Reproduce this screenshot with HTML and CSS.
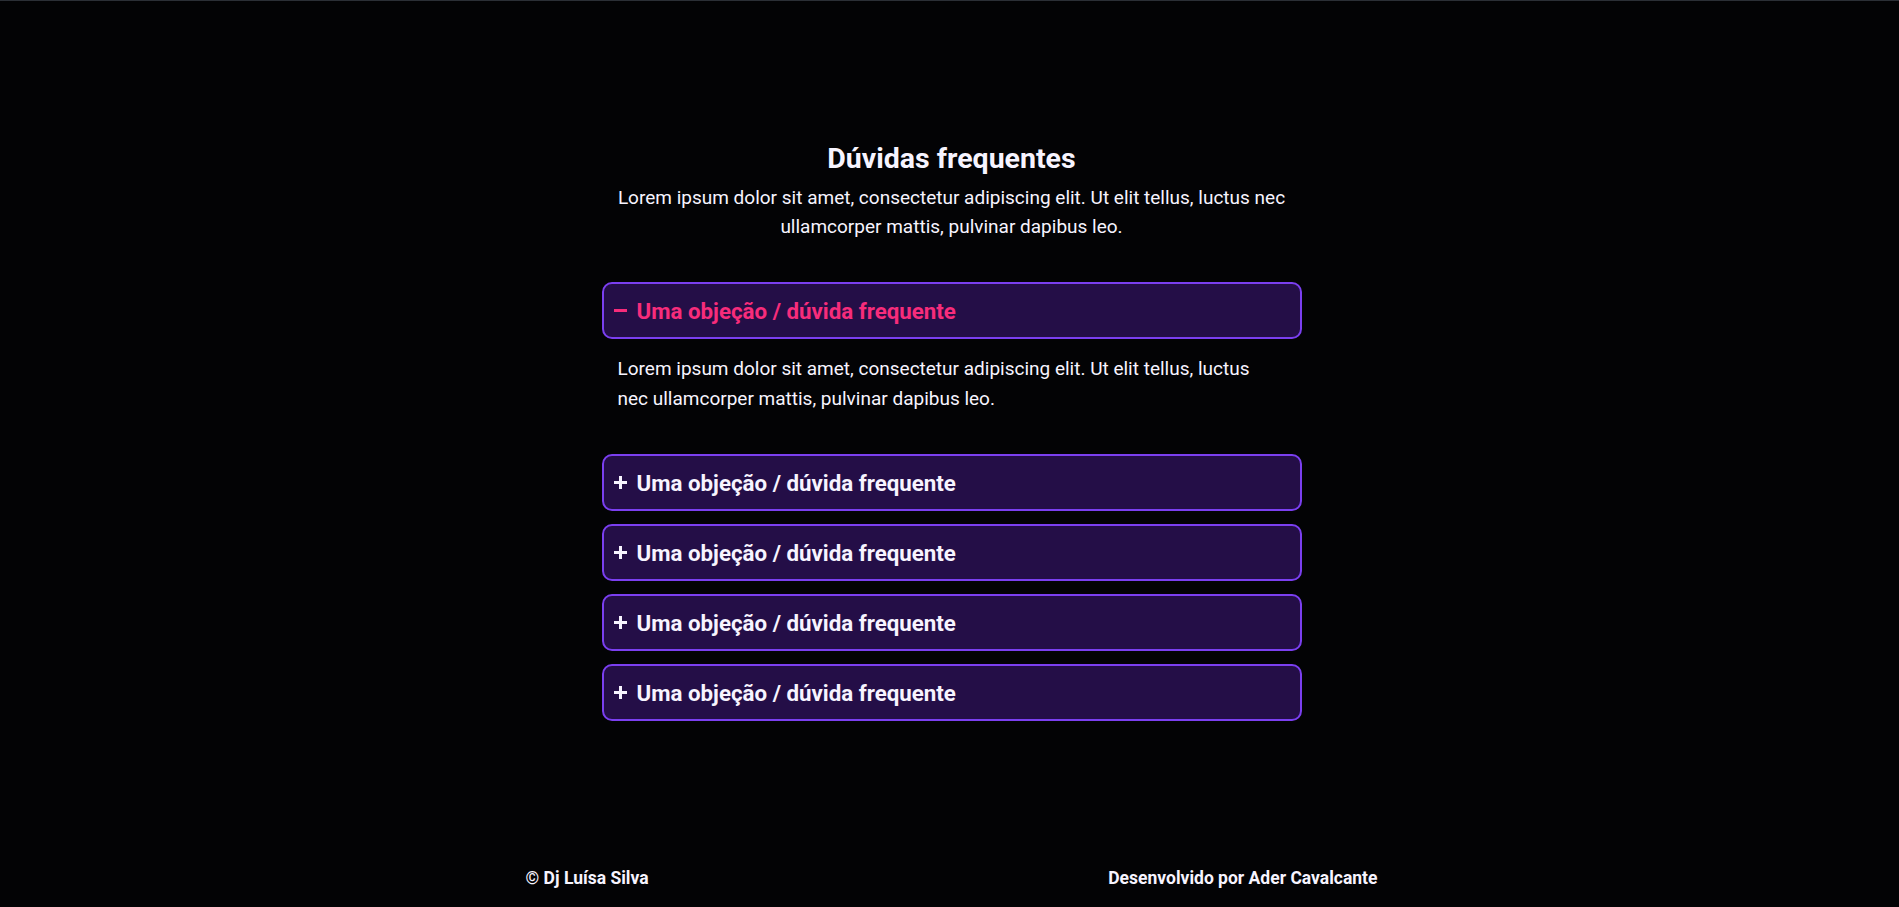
FILE: index.html
```html
<!DOCTYPE html>
<html lang="pt-BR">
<head>
<meta charset="utf-8">
<title>Dúvidas frequentes</title>
<link rel="stylesheet" href="styles.css">
</head>
<body>
<div class="page">
  <main class="faq">
    <h2 class="faq-title">Dúvidas frequentes</h2>
    <p class="faq-lead">Lorem ipsum dolor sit amet, consectetur adipiscing elit. Ut elit tellus, luctus nec ullamcorper mattis, pulvinar dapibus leo.</p>
    <div class="accordion">
      <div class="item open">
        <div class="item-head">
          <svg class="icon" viewBox="0 0 13 13" width="13" height="13"><path d="M0 6.5H13" /></svg>
          <span class="item-title">Uma objeção / dúvida frequente</span>
        </div>
        <div class="item-body">Lorem ipsum dolor sit amet, consectetur adipiscing elit. Ut elit tellus, luctus nec ullamcorper mattis, pulvinar dapibus leo.</div>
      </div>
      <div class="item">
        <div class="item-head">
          <svg class="icon" viewBox="0 0 13 13" width="13" height="13"><path d="M0 6.5H13M6.5 0V13" /></svg>
          <span class="item-title">Uma objeção / dúvida frequente</span>
        </div>
      </div>
      <div class="item">
        <div class="item-head">
          <svg class="icon" viewBox="0 0 13 13" width="13" height="13"><path d="M0 6.5H13M6.5 0V13" /></svg>
          <span class="item-title">Uma objeção / dúvida frequente</span>
        </div>
      </div>
      <div class="item">
        <div class="item-head">
          <svg class="icon" viewBox="0 0 13 13" width="13" height="13"><path d="M0 6.5H13M6.5 0V13" /></svg>
          <span class="item-title">Uma objeção / dúvida frequente</span>
        </div>
      </div>
      <div class="item">
        <div class="item-head">
          <svg class="icon" viewBox="0 0 13 13" width="13" height="13"><path d="M0 6.5H13M6.5 0V13" /></svg>
          <span class="item-title">Uma objeção / dúvida frequente</span>
        </div>
      </div>
    </div>
  </main>
  <footer class="footer">
    <span>© Dj Luísa Silva</span>
    <span>Desenvolvido por Ader Cavalcante</span>
  </footer>
</div>
</body>
</html>
```
FILE: styles.css
```css
html, body {
  margin: 0;
  padding: 0;
  background: #030305;
}
body {
  border-top: 1px solid #2b2f36;
  font-family: Roboto, "Liberation Sans", sans-serif;
  color: #f7f4ff;
  height: 906px;
  overflow: hidden;
}
.page {
  display: flex;
  flex-direction: column;
  align-items: center;
  padding-left: 4px;
}
.faq {
  width: 700px;
  padding-top: 140px;
  display: flex;
  flex-direction: column;
  align-items: center;
}
.faq-title {
  margin: 0;
  font-size: 28.5px;
  font-weight: 700;
  line-height: 36px;
}
.faq-lead {
  margin: 6px 0 0;
  font-size: 19px;
  line-height: 29px;
  text-align: center;
}
.accordion {
  width: 700px;
  margin-top: 41px;
  display: flex;
  flex-direction: column;
  gap: 13px;
}
.item-head {
  box-sizing: border-box;
  height: 57px;
  display: flex;
  align-items: center;
  gap: 10px;
  padding: 0 10px;
  background: #240e47;
  border: 2px solid #7b3ff0;
  border-radius: 10px;
  font-size: 22.3px;
  font-weight: 700;
}
.icon {
  flex: none;
  fill: none;
  stroke: currentColor;
  stroke-width: 3;
}
.open .item-head {
  color: #f72c7b;
}
.item-body {
  padding: 15px 30px 27px 16px;
  font-size: 19px;
  line-height: 30px;
}
.footer {
  width: 852px;
  margin-top: 147px;
  display: flex;
  justify-content: space-between;
  font-size: 17.5px;
  font-weight: 700;
}
```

» WRITTEN INSTRUCTION
Make an exact reproduction of the listing above, without any pictures.

» EXERCISE OUTPUT
Reproduce this screenshot with HTML and CSS.
FILE: index.html
```html
<!DOCTYPE html>
<html lang="pt-BR">
<head>
<meta charset="utf-8">
<title>Dúvidas frequentes</title>
<link rel="stylesheet" href="styles.css">
</head>
<body>
<div class="page">
  <main class="faq">
    <h2 class="faq-title">Dúvidas frequentes</h2>
    <p class="faq-lead">Lorem ipsum dolor sit amet, consectetur adipiscing elit. Ut elit tellus, luctus nec ullamcorper mattis, pulvinar dapibus leo.</p>
    <div class="accordion">
      <div class="item open">
        <div class="item-head">
          <svg class="icon" viewBox="0 0 13 13" width="13" height="13"><path d="M0 6.5H13" /></svg>
          <span class="item-title">Uma objeção / dúvida frequente</span>
        </div>
        <div class="item-body">Lorem ipsum dolor sit amet, consectetur adipiscing elit. Ut elit tellus, luctus nec ullamcorper mattis, pulvinar dapibus leo.</div>
      </div>
      <div class="item">
        <div class="item-head">
          <svg class="icon" viewBox="0 0 13 13" width="13" height="13"><path d="M0 6.5H13M6.5 0V13" /></svg>
          <span class="item-title">Uma objeção / dúvida frequente</span>
        </div>
      </div>
      <div class="item">
        <div class="item-head">
          <svg class="icon" viewBox="0 0 13 13" width="13" height="13"><path d="M0 6.5H13M6.5 0V13" /></svg>
          <span class="item-title">Uma objeção / dúvida frequente</span>
        </div>
      </div>
      <div class="item">
        <div class="item-head">
          <svg class="icon" viewBox="0 0 13 13" width="13" height="13"><path d="M0 6.5H13M6.5 0V13" /></svg>
          <span class="item-title">Uma objeção / dúvida frequente</span>
        </div>
      </div>
      <div class="item">
        <div class="item-head">
          <svg class="icon" viewBox="0 0 13 13" width="13" height="13"><path d="M0 6.5H13M6.5 0V13" /></svg>
          <span class="item-title">Uma objeção / dúvida frequente</span>
        </div>
      </div>
    </div>
  </main>
  <footer class="footer">
    <span>© Dj Luísa Silva</span>
    <span>Desenvolvido por Ader Cavalcante</span>
  </footer>
</div>
</body>
</html>
```
FILE: styles.css
```css
html, body {
  margin: 0;
  padding: 0;
  background: #030305;
}
body {
  border-top: 1px solid #2b2f36;
  font-family: Roboto, "Liberation Sans", sans-serif;
  color: #f7f4ff;
  height: 906px;
  overflow: hidden;
}
.page {
  display: flex;
  flex-direction: column;
  align-items: center;
  padding-left: 4px;
}
.faq {
  width: 700px;
  padding-top: 140px;
  display: flex;
  flex-direction: column;
  align-items: center;
}
.faq-title {
  margin: 0;
  font-size: 28.5px;
  font-weight: 700;
  line-height: 36px;
}
.faq-lead {
  margin: 6px 0 0;
  font-size: 19px;
  line-height: 29px;
  text-align: center;
}
.accordion {
  width: 700px;
  margin-top: 41px;
  display: flex;
  flex-direction: column;
  gap: 13px;
}
.item-head {
  box-sizing: border-box;
  height: 57px;
  display: flex;
  align-items: center;
  gap: 10px;
  padding: 0 10px;
  background: #240e47;
  border: 2px solid #7b3ff0;
  border-radius: 10px;
  font-size: 22.3px;
  font-weight: 700;
}
.icon {
  flex: none;
  fill: none;
  stroke: currentColor;
  stroke-width: 3;
}
.open .item-head {
  color: #f72c7b;
}
.item-body {
  padding: 15px 30px 27px 16px;
  font-size: 19px;
  line-height: 30px;
}
.footer {
  width: 852px;
  margin-top: 147px;
  display: flex;
  justify-content: space-between;
  font-size: 17.5px;
  font-weight: 700;
}
```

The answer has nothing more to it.